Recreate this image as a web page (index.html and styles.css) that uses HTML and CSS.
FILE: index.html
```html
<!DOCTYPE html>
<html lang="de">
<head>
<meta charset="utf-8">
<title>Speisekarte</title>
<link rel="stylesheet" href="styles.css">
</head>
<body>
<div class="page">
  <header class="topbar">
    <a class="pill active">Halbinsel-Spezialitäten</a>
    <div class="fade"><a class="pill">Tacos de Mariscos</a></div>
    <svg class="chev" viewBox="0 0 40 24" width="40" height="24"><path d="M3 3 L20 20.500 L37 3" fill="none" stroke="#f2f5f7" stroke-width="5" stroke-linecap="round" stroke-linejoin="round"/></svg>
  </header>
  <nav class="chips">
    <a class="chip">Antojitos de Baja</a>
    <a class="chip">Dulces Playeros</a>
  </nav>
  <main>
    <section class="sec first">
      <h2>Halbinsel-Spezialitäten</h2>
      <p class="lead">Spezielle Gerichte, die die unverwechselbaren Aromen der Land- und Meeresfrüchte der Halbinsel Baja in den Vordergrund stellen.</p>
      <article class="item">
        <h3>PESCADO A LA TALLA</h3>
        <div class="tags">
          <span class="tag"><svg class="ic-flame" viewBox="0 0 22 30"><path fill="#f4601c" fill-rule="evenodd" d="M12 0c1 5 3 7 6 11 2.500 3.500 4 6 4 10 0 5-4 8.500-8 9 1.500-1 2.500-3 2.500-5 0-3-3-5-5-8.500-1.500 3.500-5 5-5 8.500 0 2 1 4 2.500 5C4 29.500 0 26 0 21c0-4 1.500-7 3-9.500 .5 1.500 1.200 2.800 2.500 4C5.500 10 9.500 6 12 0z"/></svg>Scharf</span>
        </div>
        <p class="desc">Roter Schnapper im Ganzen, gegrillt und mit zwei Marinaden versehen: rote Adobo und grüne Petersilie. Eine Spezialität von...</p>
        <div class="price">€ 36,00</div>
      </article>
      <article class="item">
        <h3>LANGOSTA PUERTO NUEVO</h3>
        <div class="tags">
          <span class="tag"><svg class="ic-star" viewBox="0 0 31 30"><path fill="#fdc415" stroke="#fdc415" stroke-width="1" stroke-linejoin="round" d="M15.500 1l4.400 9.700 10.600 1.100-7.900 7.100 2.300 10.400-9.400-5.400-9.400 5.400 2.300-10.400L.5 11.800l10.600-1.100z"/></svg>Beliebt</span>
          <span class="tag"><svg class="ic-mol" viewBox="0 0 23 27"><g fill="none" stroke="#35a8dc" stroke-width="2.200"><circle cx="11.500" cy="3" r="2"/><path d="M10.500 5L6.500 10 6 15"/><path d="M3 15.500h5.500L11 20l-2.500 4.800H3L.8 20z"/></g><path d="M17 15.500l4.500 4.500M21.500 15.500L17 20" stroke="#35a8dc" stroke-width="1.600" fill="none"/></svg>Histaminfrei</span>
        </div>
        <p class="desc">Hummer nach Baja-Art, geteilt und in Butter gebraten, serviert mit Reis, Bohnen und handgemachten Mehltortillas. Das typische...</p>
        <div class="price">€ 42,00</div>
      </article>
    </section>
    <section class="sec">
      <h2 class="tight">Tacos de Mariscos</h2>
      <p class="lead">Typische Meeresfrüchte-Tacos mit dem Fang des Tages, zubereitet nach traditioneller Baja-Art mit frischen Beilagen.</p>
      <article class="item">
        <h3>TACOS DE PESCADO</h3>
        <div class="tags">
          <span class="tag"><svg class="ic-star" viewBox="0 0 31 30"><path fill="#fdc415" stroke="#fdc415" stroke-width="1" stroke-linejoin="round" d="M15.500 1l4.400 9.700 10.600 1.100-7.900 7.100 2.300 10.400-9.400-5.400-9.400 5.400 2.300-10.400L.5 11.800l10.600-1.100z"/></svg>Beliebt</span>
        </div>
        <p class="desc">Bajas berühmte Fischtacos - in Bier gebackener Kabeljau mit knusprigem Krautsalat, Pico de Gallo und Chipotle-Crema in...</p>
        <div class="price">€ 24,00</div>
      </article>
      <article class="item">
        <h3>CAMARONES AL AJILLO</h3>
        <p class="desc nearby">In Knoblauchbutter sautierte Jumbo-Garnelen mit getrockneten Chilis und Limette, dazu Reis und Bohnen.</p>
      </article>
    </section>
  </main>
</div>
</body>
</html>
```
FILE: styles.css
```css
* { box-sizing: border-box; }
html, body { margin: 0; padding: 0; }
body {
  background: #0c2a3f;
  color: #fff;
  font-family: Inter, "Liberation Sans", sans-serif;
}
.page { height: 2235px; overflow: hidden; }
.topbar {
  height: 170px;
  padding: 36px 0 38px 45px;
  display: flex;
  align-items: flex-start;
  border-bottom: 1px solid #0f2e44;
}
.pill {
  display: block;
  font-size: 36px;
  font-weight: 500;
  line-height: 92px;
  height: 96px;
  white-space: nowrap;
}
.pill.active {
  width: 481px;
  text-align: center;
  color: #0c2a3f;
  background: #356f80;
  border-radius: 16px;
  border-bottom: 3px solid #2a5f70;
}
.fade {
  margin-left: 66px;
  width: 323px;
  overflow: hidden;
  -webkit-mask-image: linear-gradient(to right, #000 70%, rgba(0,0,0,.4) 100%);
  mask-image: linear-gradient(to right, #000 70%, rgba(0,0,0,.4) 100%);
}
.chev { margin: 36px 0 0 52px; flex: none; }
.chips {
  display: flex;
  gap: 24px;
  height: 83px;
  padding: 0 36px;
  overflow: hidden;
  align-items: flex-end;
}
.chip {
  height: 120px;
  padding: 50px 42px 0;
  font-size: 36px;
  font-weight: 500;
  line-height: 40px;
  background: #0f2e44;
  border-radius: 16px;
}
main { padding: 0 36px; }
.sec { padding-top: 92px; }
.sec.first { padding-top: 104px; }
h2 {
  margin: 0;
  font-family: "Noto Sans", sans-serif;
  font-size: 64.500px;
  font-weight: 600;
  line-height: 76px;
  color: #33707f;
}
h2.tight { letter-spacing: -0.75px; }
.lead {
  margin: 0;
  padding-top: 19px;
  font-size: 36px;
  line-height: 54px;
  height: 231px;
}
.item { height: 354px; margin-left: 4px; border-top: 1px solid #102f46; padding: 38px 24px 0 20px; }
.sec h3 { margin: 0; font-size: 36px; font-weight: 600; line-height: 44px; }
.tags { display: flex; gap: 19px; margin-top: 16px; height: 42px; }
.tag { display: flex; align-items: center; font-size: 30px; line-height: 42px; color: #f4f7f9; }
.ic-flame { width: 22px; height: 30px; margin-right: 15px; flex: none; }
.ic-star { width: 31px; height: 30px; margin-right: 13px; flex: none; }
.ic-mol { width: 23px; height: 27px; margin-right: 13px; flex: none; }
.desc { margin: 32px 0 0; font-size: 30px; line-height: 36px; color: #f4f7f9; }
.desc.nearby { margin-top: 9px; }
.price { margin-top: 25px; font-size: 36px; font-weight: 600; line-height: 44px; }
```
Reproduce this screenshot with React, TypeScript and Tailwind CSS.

● **Direction**
Extract the whole listing, character for character.

● **The response**
Recreate this image as a web page (index.html and styles.css) that uses HTML and CSS.
FILE: index.html
```html
<!DOCTYPE html>
<html lang="de">
<head>
<meta charset="utf-8">
<title>Speisekarte</title>
<link rel="stylesheet" href="styles.css">
</head>
<body>
<div class="page">
  <header class="topbar">
    <a class="pill active">Halbinsel-Spezialitäten</a>
    <div class="fade"><a class="pill">Tacos de Mariscos</a></div>
    <svg class="chev" viewBox="0 0 40 24" width="40" height="24"><path d="M3 3 L20 20.500 L37 3" fill="none" stroke="#f2f5f7" stroke-width="5" stroke-linecap="round" stroke-linejoin="round"/></svg>
  </header>
  <nav class="chips">
    <a class="chip">Antojitos de Baja</a>
    <a class="chip">Dulces Playeros</a>
  </nav>
  <main>
    <section class="sec first">
      <h2>Halbinsel-Spezialitäten</h2>
      <p class="lead">Spezielle Gerichte, die die unverwechselbaren Aromen der Land- und Meeresfrüchte der Halbinsel Baja in den Vordergrund stellen.</p>
      <article class="item">
        <h3>PESCADO A LA TALLA</h3>
        <div class="tags">
          <span class="tag"><svg class="ic-flame" viewBox="0 0 22 30"><path fill="#f4601c" fill-rule="evenodd" d="M12 0c1 5 3 7 6 11 2.500 3.500 4 6 4 10 0 5-4 8.500-8 9 1.500-1 2.500-3 2.500-5 0-3-3-5-5-8.500-1.500 3.500-5 5-5 8.500 0 2 1 4 2.500 5C4 29.500 0 26 0 21c0-4 1.500-7 3-9.500 .5 1.500 1.200 2.800 2.500 4C5.500 10 9.500 6 12 0z"/></svg>Scharf</span>
        </div>
        <p class="desc">Roter Schnapper im Ganzen, gegrillt und mit zwei Marinaden versehen: rote Adobo und grüne Petersilie. Eine Spezialität von...</p>
        <div class="price">€ 36,00</div>
      </article>
      <article class="item">
        <h3>LANGOSTA PUERTO NUEVO</h3>
        <div class="tags">
          <span class="tag"><svg class="ic-star" viewBox="0 0 31 30"><path fill="#fdc415" stroke="#fdc415" stroke-width="1" stroke-linejoin="round" d="M15.500 1l4.400 9.700 10.600 1.100-7.900 7.100 2.300 10.400-9.400-5.400-9.400 5.400 2.300-10.400L.5 11.800l10.600-1.100z"/></svg>Beliebt</span>
          <span class="tag"><svg class="ic-mol" viewBox="0 0 23 27"><g fill="none" stroke="#35a8dc" stroke-width="2.200"><circle cx="11.500" cy="3" r="2"/><path d="M10.500 5L6.500 10 6 15"/><path d="M3 15.500h5.500L11 20l-2.500 4.800H3L.8 20z"/></g><path d="M17 15.500l4.500 4.500M21.500 15.500L17 20" stroke="#35a8dc" stroke-width="1.600" fill="none"/></svg>Histaminfrei</span>
        </div>
        <p class="desc">Hummer nach Baja-Art, geteilt und in Butter gebraten, serviert mit Reis, Bohnen und handgemachten Mehltortillas. Das typische...</p>
        <div class="price">€ 42,00</div>
      </article>
    </section>
    <section class="sec">
      <h2 class="tight">Tacos de Mariscos</h2>
      <p class="lead">Typische Meeresfrüchte-Tacos mit dem Fang des Tages, zubereitet nach traditioneller Baja-Art mit frischen Beilagen.</p>
      <article class="item">
        <h3>TACOS DE PESCADO</h3>
        <div class="tags">
          <span class="tag"><svg class="ic-star" viewBox="0 0 31 30"><path fill="#fdc415" stroke="#fdc415" stroke-width="1" stroke-linejoin="round" d="M15.500 1l4.400 9.700 10.600 1.100-7.900 7.100 2.300 10.400-9.400-5.400-9.400 5.400 2.300-10.400L.5 11.800l10.600-1.100z"/></svg>Beliebt</span>
        </div>
        <p class="desc">Bajas berühmte Fischtacos - in Bier gebackener Kabeljau mit knusprigem Krautsalat, Pico de Gallo und Chipotle-Crema in...</p>
        <div class="price">€ 24,00</div>
      </article>
      <article class="item">
        <h3>CAMARONES AL AJILLO</h3>
        <p class="desc nearby">In Knoblauchbutter sautierte Jumbo-Garnelen mit getrockneten Chilis und Limette, dazu Reis und Bohnen.</p>
      </article>
    </section>
  </main>
</div>
</body>
</html>
```
FILE: styles.css
```css
* { box-sizing: border-box; }
html, body { margin: 0; padding: 0; }
body {
  background: #0c2a3f;
  color: #fff;
  font-family: Inter, "Liberation Sans", sans-serif;
}
.page { height: 2235px; overflow: hidden; }
.topbar {
  height: 170px;
  padding: 36px 0 38px 45px;
  display: flex;
  align-items: flex-start;
  border-bottom: 1px solid #0f2e44;
}
.pill {
  display: block;
  font-size: 36px;
  font-weight: 500;
  line-height: 92px;
  height: 96px;
  white-space: nowrap;
}
.pill.active {
  width: 481px;
  text-align: center;
  color: #0c2a3f;
  background: #356f80;
  border-radius: 16px;
  border-bottom: 3px solid #2a5f70;
}
.fade {
  margin-left: 66px;
  width: 323px;
  overflow: hidden;
  -webkit-mask-image: linear-gradient(to right, #000 70%, rgba(0,0,0,.4) 100%);
  mask-image: linear-gradient(to right, #000 70%, rgba(0,0,0,.4) 100%);
}
.chev { margin: 36px 0 0 52px; flex: none; }
.chips {
  display: flex;
  gap: 24px;
  height: 83px;
  padding: 0 36px;
  overflow: hidden;
  align-items: flex-end;
}
.chip {
  height: 120px;
  padding: 50px 42px 0;
  font-size: 36px;
  font-weight: 500;
  line-height: 40px;
  background: #0f2e44;
  border-radius: 16px;
}
main { padding: 0 36px; }
.sec { padding-top: 92px; }
.sec.first { padding-top: 104px; }
h2 {
  margin: 0;
  font-family: "Noto Sans", sans-serif;
  font-size: 64.500px;
  font-weight: 600;
  line-height: 76px;
  color: #33707f;
}
h2.tight { letter-spacing: -0.75px; }
.lead {
  margin: 0;
  padding-top: 19px;
  font-size: 36px;
  line-height: 54px;
  height: 231px;
}
.item { height: 354px; margin-left: 4px; border-top: 1px solid #102f46; padding: 38px 24px 0 20px; }
.sec h3 { margin: 0; font-size: 36px; font-weight: 600; line-height: 44px; }
.tags { display: flex; gap: 19px; margin-top: 16px; height: 42px; }
.tag { display: flex; align-items: center; font-size: 30px; line-height: 42px; color: #f4f7f9; }
.ic-flame { width: 22px; height: 30px; margin-right: 15px; flex: none; }
.ic-star { width: 31px; height: 30px; margin-right: 13px; flex: none; }
.ic-mol { width: 23px; height: 27px; margin-right: 13px; flex: none; }
.desc { margin: 32px 0 0; font-size: 30px; line-height: 36px; color: #f4f7f9; }
.desc.nearby { margin-top: 9px; }
.price { margin-top: 25px; font-size: 36px; font-weight: 600; line-height: 44px; }
```
Reproduce this screenshot with React, TypeScript and Tailwind CSS.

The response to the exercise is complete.